Hi
There's nothing stopping other ISP's selling 1000/220 as a residential product at a later date though. That's provided they have the backhaul to cope with it. Comes with a hefty install cost of £500 + vat.
They can't support too many customers at this sort of speed because the fibre is a shared resource and runs at 2500Mbps down then is shared between several properties. You don't get your own fibre back to the exchange or network switch with GPON that BT are installing, but share a single fibre between several other properties. I'm not sure how many BT will split that signal fibre up between, anyone know?
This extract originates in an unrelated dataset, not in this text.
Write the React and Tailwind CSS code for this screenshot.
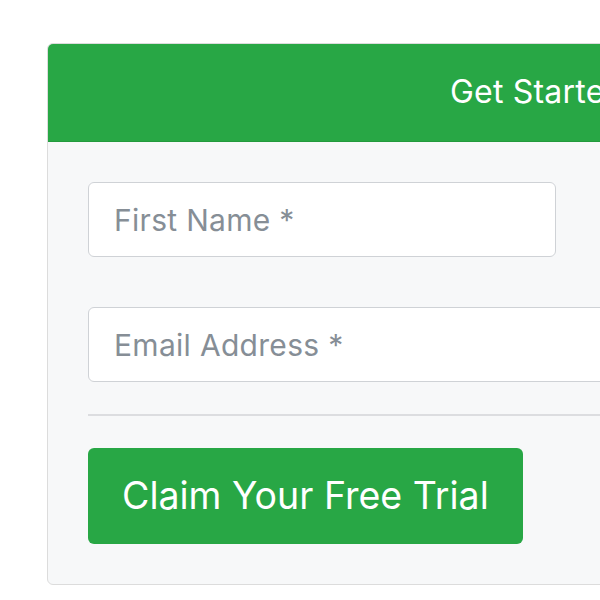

Basically the light from the single fibre is split by prisms and sent to all the connected properties. Data is broadcast to every property connected to that single fibre at the same time, so we all see everyone else's data on the end of our individual fibres, with the ONT (aka fibre modem) ignoring everyone else's but our own. Expensive kit in the exchange is responsible for multiplexing everyone's data into that broadcast. Sending data back up is more tricky, so each property gets a time slot where they can send data back in a round robin type fashion, which is why this technology again favours download speeds rather than upload speeds.
I suspect the extra install cost of £500 is to cover someone coming out and switching the fibre to a spare one that will then only ever serve a couple of properties, rather than half a dozen or so, in order to offer those speeds. A typical domestic street may not have enough spare fibres to offer everyone a 1Gig connection speed. The other reason 1Gbps is available but not the norm and hard to get, is so BT can take part in the Gigabit Broadband Voucher Scheme.
The positives of this type of install is cost and speed, as you only need powered equipment at the exchange, with all the splitting to properties being passive (just light being split by prisms) and requires no power or kit. The negatives is contention down that single fibre cable and offering fast symmetrical speeds, plus fibre breaks can be more difficult to find.
The sharing of that single fibre isn't a problem as such as the whole internet is shared and contended, and not too different from everyone connecting back point-to-point to a VDSL cabinet and then being sliced and diced up together and sent over the single fibre cable back to the exchange. But it does limit speeds that can be offered as it is always a bottleneck.